Costumava dizer, quando pequena,
que ela era minha mãe de chocolate, enquanto ela me dizia - Deus me deu uma filha
de leite, enviada como um presente todo especial por Nossa Senhora. Não tinha o
hábito de chamá-la de senhora, tampouco ela gostava, ainda se sentia leve
apesar do peso dos anos. Morávamos numa cidade pequena, cujos gracejos, pela
inclemência da quentura, era chamada de Morada do Sol. Nas lides da vida, o
leite da minha pele, virou pingado e, assim, me avizinhava mais com aquela que
me ensinou a nadar nos açudes aos pés dos lajeiros.
Não erámos apenas nós duas,
os agregados, os filhotes e os vizinhos sempre estavam a habitar a sombra que
nosso teto ofertava, quente e cheiroso de café. Um dia caiu de virmos para
cidade grande, já não era nos açudes que brincávamos na liquidez de tanta água.

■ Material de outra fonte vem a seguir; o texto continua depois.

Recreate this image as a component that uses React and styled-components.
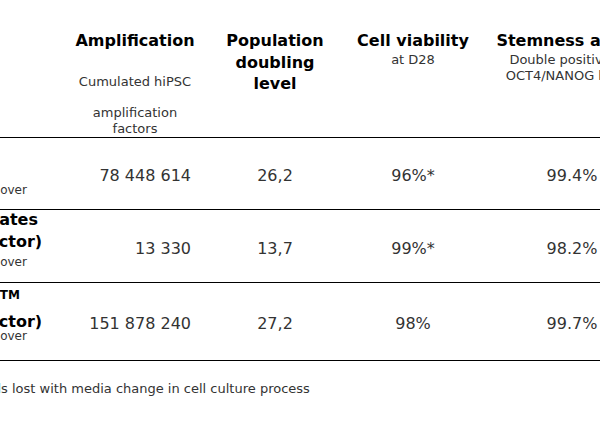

E o sol, esse ainda companhia das nossas peles, parecia melhor parceiro,
diante dessa água sem horizonte. Apegada que era aos meus caminhos já sem
vistas, sentia vontades de retorno. Ela não, ela, toda aventureira, pegava as
ondas como se fossem as pérolas de uma vida inteira e dizia: um dia, ainda em
dezembro, desse mar, chego ao Rio.
Mas foi em Janeiro que
ela se apoiou em meus braços quando a levei, caída, ao hospital. De hospital em
hospital, íamos sendo transferidas, como uma carga qualquer, sem plástico-bolha,
sem o carimbo das entregas preciosas, a ocupar corredores, ouvindo o
refrão de uma música maldita, não temos leito, não temos pino, não temos médicos.
Enquanto ela nos meus
braços se apoiava, a abraçava como se nosso corpo junto fizesse a mais gostosa
das combinações. Meu corpo leite, pingado de café, ela toda chocolate, nos
marinando juntas. A multidão, que também estava à deriva, naquela maquinaria
tão gélida, sentiu o sol na nossa pele e se aproximava para, talvez, se banhar. Indagaram-me muito, vendo a mistura das cores, quem é ela? Ela,
eu dizia, foi um presente divino, enviado para adocicar a vida, minha mãe, e
esse foi o último de seus sorrisos que tive o prazer de guardar em mim. Alguns poucos dos muitos sem jaleco, ocupando a esterilidade daquele corredor, perguntavam se estávamos precisando de algo,
quando, na urgência daquele tsunami, respondi, numa voz surda, que num coro
interno, reverberou em uníssono na multidão, por favor, (mais) médicos.
Ps. Janeiro se aproxima
e um dia irei ao Rio, levá-la comigo, porque ela ainda habita minha pele. Sem mais.